§ WORK TO COMPLETE: Go through the records and extract every line with the word "React".

§ DATASET EXCERPTS:
━━━━━━━━━━
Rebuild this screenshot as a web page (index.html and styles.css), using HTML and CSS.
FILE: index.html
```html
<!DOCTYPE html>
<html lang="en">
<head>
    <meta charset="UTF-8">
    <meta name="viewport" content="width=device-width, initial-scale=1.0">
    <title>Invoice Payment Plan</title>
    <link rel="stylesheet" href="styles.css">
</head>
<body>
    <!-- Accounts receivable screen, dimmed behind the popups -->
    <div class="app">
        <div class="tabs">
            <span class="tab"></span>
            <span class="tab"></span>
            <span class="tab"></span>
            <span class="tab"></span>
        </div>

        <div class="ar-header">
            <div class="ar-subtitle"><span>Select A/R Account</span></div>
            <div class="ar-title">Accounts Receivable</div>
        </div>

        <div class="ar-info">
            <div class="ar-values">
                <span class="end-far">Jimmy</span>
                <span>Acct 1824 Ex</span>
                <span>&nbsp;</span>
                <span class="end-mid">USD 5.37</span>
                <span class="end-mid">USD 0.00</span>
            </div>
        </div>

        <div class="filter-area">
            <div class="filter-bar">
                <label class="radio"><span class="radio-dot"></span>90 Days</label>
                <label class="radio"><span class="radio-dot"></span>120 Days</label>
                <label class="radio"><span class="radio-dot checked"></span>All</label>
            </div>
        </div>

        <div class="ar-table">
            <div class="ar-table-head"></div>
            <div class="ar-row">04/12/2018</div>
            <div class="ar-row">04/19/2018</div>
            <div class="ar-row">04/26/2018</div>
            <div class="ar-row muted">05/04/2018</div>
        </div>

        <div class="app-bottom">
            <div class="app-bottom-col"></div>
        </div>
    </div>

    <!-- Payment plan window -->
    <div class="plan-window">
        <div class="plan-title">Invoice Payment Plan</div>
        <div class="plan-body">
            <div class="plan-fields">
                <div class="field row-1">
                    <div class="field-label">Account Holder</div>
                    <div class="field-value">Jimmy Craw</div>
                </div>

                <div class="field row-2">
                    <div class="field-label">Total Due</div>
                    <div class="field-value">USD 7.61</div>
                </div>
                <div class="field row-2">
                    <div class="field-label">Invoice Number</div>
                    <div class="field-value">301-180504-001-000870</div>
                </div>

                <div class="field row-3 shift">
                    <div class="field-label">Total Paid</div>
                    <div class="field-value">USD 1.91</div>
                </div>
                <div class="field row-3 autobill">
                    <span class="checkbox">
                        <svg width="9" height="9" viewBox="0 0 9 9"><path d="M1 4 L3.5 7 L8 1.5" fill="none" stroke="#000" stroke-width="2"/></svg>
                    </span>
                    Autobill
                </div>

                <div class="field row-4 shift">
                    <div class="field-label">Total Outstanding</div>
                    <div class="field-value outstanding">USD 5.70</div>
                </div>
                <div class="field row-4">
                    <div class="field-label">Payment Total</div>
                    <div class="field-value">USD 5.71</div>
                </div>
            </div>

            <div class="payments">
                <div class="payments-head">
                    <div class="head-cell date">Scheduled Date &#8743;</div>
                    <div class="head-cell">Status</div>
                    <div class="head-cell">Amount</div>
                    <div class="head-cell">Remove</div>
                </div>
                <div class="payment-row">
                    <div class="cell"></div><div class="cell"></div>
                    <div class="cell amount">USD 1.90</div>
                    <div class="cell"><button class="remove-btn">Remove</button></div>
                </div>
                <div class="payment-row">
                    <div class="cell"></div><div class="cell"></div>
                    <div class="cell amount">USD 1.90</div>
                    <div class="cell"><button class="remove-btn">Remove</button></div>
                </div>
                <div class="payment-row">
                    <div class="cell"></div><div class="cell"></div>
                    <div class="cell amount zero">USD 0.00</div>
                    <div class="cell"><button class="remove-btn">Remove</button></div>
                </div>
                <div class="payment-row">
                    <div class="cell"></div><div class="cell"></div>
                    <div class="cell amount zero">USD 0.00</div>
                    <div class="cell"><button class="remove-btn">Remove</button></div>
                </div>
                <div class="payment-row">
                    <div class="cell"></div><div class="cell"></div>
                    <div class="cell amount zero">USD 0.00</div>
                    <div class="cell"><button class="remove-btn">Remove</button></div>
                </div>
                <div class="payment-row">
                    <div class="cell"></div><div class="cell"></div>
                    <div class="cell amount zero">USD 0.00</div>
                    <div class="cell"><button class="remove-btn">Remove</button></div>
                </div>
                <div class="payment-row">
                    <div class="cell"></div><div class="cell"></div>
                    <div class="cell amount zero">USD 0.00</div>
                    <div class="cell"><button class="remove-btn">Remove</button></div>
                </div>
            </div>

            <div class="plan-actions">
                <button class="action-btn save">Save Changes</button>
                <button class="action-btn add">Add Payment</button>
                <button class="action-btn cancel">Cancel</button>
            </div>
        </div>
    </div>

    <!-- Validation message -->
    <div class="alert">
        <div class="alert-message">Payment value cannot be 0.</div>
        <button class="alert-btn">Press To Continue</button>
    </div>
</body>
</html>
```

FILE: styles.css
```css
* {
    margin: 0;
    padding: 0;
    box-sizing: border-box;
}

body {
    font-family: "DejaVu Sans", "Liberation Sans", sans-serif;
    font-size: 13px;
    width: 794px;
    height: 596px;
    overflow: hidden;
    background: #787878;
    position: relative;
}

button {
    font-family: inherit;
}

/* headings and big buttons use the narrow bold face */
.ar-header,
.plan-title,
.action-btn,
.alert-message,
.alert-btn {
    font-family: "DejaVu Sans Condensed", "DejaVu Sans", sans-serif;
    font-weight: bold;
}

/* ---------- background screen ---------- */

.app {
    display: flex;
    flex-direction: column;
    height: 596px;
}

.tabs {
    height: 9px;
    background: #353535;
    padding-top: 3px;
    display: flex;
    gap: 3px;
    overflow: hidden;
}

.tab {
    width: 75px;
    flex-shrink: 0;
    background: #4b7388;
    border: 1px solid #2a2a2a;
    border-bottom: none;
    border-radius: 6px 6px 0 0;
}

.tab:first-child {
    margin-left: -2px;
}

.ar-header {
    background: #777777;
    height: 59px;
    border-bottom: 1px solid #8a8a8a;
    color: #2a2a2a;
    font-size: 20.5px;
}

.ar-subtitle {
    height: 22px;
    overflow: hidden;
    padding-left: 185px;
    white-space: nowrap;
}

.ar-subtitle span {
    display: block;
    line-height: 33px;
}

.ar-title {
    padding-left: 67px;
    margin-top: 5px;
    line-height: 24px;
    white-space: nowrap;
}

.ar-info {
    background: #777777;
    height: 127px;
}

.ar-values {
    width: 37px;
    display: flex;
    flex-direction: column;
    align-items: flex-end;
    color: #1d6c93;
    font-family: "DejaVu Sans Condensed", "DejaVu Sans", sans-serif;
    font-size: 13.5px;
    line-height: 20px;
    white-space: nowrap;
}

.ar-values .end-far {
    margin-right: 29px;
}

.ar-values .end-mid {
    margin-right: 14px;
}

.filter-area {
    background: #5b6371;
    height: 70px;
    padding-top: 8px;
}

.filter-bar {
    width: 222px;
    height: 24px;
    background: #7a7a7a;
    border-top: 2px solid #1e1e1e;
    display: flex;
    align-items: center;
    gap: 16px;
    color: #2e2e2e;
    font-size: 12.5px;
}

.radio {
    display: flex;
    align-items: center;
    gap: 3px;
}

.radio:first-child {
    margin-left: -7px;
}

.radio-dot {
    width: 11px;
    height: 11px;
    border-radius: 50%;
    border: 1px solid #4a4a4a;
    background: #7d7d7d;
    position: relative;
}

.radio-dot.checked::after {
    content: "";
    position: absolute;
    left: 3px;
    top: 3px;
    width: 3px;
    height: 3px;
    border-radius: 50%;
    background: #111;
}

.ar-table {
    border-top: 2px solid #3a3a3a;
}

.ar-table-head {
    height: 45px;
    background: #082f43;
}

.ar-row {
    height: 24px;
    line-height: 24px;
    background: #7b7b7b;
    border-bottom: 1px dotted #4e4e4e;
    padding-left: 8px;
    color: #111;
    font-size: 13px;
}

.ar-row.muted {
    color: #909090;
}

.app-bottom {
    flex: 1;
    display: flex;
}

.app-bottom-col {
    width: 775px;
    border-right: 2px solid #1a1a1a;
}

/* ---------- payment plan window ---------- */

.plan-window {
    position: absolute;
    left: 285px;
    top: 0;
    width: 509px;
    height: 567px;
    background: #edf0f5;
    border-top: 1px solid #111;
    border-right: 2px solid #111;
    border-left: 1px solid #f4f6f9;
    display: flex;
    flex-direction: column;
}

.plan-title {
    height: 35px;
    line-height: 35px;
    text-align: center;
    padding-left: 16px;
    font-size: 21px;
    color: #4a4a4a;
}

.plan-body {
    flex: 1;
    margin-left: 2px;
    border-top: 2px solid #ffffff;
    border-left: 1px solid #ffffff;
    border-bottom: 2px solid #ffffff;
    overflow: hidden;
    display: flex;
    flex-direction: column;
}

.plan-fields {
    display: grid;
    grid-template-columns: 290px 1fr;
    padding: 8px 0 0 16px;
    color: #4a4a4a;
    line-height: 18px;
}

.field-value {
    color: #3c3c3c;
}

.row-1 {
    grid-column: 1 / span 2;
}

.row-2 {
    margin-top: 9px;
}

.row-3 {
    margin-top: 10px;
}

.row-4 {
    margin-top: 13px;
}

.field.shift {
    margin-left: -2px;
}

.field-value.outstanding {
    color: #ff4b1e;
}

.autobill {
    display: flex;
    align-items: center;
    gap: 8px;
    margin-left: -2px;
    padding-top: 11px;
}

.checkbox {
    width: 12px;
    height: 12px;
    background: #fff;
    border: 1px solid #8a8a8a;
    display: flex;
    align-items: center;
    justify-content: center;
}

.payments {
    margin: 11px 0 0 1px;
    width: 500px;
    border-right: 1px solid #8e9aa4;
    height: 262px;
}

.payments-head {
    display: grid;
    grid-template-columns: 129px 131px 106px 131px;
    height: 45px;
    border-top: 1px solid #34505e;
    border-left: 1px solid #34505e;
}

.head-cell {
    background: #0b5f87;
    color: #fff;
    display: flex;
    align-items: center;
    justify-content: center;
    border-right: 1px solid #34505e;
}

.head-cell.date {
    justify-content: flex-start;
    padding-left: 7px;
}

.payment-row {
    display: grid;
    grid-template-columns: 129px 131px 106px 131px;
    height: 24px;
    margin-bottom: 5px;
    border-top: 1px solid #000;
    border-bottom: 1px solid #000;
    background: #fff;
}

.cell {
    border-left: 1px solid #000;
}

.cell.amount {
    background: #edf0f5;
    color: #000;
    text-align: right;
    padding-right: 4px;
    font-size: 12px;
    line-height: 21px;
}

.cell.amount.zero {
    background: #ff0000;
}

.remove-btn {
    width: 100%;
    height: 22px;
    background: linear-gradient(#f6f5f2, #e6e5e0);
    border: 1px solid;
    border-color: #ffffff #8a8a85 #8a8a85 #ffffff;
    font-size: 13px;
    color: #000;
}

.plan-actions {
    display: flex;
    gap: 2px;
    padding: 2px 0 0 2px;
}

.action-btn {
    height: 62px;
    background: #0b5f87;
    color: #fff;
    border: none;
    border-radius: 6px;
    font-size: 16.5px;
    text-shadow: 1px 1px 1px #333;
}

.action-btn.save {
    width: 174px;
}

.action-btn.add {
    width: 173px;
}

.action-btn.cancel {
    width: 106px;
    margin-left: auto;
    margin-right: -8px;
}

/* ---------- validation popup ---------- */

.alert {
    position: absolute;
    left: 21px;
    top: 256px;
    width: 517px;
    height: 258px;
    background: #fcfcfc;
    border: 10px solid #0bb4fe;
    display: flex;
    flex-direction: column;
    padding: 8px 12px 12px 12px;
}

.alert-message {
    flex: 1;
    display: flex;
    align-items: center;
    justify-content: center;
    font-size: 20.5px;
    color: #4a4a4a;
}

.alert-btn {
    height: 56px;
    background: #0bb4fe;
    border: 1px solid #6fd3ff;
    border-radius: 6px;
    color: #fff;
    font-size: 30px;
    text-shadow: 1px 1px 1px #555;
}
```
━━━━━━━━━━
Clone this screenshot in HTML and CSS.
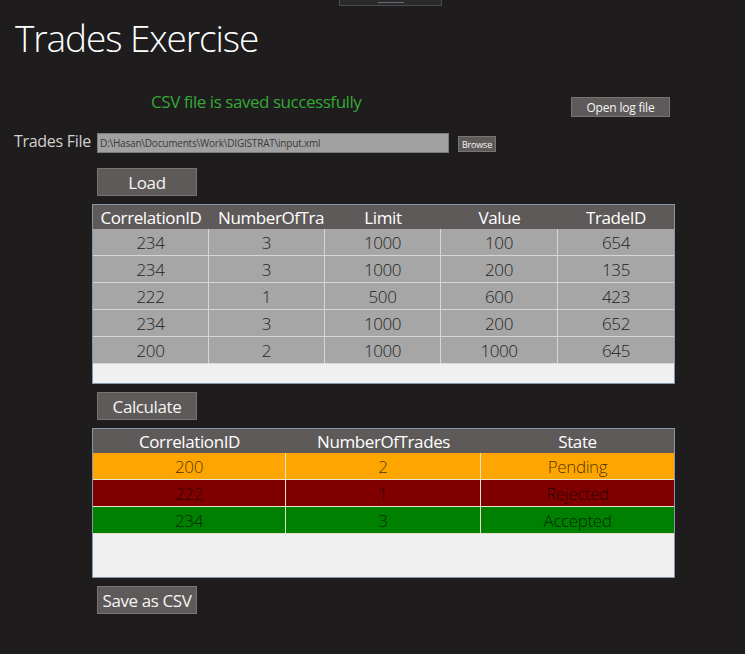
━━━━━━━━━━
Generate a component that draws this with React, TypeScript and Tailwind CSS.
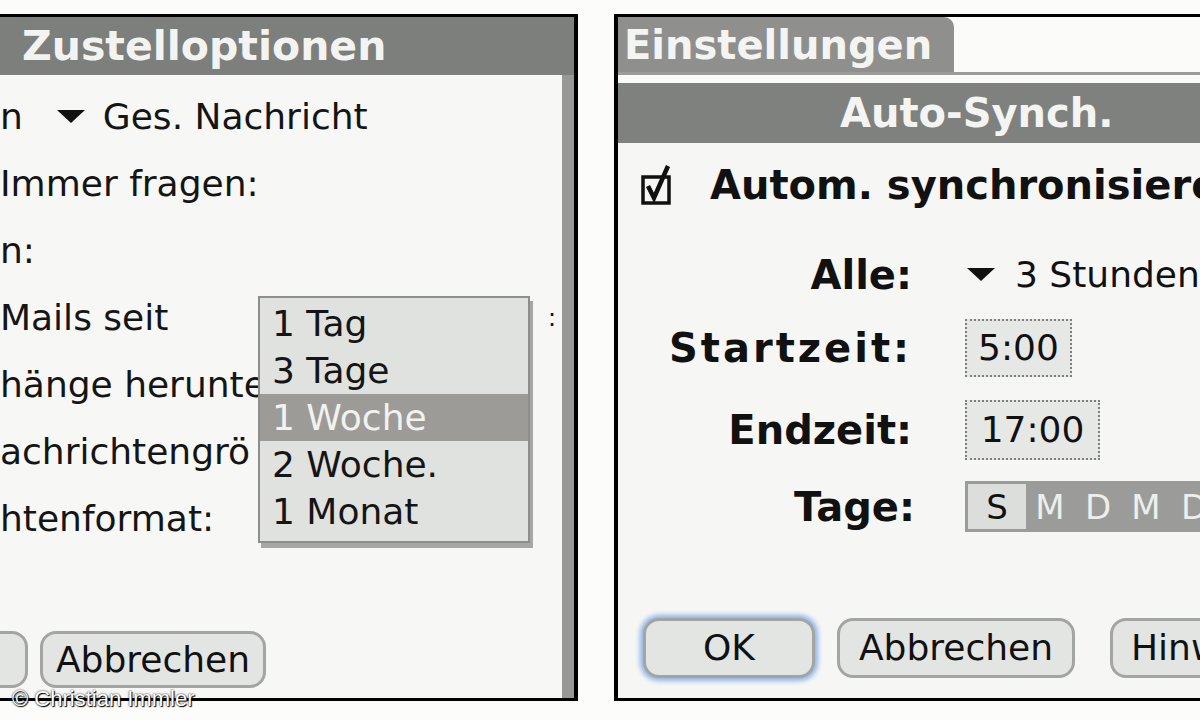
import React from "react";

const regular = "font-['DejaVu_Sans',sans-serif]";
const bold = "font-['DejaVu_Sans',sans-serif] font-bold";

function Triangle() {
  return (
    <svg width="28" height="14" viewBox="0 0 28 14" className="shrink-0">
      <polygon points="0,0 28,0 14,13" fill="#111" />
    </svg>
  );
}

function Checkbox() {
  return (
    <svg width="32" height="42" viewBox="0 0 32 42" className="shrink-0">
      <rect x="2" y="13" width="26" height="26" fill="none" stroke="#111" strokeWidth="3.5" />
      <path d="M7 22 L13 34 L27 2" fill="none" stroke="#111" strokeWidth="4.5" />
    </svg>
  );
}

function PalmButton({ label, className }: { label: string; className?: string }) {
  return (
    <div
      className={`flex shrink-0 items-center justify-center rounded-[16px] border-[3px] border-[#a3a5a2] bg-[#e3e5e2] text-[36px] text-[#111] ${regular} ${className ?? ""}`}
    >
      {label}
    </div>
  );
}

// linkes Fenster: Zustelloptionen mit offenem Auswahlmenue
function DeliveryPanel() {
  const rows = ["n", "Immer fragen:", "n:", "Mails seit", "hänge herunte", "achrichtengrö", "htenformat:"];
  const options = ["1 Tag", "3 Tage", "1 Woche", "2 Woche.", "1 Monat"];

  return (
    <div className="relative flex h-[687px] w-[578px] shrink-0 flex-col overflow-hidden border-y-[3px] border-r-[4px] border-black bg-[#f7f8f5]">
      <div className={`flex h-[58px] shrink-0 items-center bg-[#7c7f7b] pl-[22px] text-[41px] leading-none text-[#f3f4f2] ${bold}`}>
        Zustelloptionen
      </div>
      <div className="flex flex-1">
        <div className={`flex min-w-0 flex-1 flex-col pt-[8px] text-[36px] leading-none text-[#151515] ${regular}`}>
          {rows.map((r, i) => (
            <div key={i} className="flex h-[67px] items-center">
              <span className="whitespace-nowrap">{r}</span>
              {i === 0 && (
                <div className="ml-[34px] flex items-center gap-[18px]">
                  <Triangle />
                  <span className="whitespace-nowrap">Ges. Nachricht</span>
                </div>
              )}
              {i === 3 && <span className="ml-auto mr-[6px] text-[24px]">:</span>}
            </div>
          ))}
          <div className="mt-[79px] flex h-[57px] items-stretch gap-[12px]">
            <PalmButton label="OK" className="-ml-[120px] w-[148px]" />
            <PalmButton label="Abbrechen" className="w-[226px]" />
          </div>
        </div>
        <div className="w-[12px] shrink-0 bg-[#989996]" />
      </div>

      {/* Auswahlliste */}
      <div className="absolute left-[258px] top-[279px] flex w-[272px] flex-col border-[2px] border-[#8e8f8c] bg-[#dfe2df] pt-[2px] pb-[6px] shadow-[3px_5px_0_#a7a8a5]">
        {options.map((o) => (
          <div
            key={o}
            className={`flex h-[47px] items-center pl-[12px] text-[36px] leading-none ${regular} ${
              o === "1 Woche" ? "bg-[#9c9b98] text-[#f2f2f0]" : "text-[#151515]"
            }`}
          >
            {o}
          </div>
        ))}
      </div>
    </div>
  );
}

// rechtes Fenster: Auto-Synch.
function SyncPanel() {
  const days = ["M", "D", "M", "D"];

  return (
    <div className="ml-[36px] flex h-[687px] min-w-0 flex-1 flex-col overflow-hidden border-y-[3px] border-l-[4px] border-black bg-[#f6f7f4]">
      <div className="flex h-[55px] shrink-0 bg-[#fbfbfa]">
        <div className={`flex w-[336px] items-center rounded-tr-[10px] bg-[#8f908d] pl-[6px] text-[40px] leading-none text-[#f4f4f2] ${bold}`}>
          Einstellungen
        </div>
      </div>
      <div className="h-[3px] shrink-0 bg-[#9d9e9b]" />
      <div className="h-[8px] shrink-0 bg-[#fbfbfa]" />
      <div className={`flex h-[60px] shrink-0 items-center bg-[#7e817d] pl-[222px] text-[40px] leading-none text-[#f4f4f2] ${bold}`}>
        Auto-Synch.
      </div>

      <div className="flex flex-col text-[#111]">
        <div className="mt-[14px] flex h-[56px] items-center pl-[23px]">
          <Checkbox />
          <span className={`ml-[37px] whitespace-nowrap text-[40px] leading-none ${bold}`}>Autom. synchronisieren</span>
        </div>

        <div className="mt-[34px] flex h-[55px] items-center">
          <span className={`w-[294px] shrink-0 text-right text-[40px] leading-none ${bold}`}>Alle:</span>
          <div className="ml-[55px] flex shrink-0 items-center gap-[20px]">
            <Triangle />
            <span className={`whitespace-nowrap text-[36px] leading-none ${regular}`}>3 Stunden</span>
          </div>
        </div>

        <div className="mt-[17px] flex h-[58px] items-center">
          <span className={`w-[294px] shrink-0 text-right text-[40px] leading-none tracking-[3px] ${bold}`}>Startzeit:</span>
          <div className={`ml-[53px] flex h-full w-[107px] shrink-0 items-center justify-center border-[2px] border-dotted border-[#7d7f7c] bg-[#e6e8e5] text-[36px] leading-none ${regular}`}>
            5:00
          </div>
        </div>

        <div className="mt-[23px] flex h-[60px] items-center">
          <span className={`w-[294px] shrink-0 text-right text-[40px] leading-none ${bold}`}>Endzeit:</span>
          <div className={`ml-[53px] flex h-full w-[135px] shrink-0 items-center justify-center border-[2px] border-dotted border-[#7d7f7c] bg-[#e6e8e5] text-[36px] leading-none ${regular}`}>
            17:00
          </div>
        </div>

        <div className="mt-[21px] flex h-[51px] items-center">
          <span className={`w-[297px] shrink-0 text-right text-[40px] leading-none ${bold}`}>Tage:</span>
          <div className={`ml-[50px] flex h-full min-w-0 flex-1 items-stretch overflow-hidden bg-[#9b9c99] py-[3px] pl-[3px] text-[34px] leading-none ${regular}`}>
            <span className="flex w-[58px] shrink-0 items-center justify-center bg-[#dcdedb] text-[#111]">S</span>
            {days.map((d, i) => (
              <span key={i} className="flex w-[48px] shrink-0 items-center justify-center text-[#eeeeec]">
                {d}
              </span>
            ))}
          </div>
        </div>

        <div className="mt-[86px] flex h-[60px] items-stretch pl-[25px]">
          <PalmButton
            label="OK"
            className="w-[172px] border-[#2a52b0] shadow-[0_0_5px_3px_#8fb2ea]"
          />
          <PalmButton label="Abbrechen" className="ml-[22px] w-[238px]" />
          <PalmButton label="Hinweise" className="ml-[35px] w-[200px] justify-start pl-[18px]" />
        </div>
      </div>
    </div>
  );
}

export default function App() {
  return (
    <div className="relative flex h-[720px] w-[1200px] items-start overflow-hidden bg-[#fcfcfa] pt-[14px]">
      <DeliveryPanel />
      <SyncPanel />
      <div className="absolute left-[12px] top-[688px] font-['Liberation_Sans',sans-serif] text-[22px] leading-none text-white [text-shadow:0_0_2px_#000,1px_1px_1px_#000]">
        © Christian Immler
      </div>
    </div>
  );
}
━━━━━━━━━━
§ EXERCISE RESULT:
Generate a component that draws this with React, TypeScript and Tailwind CSS.
import React from "react";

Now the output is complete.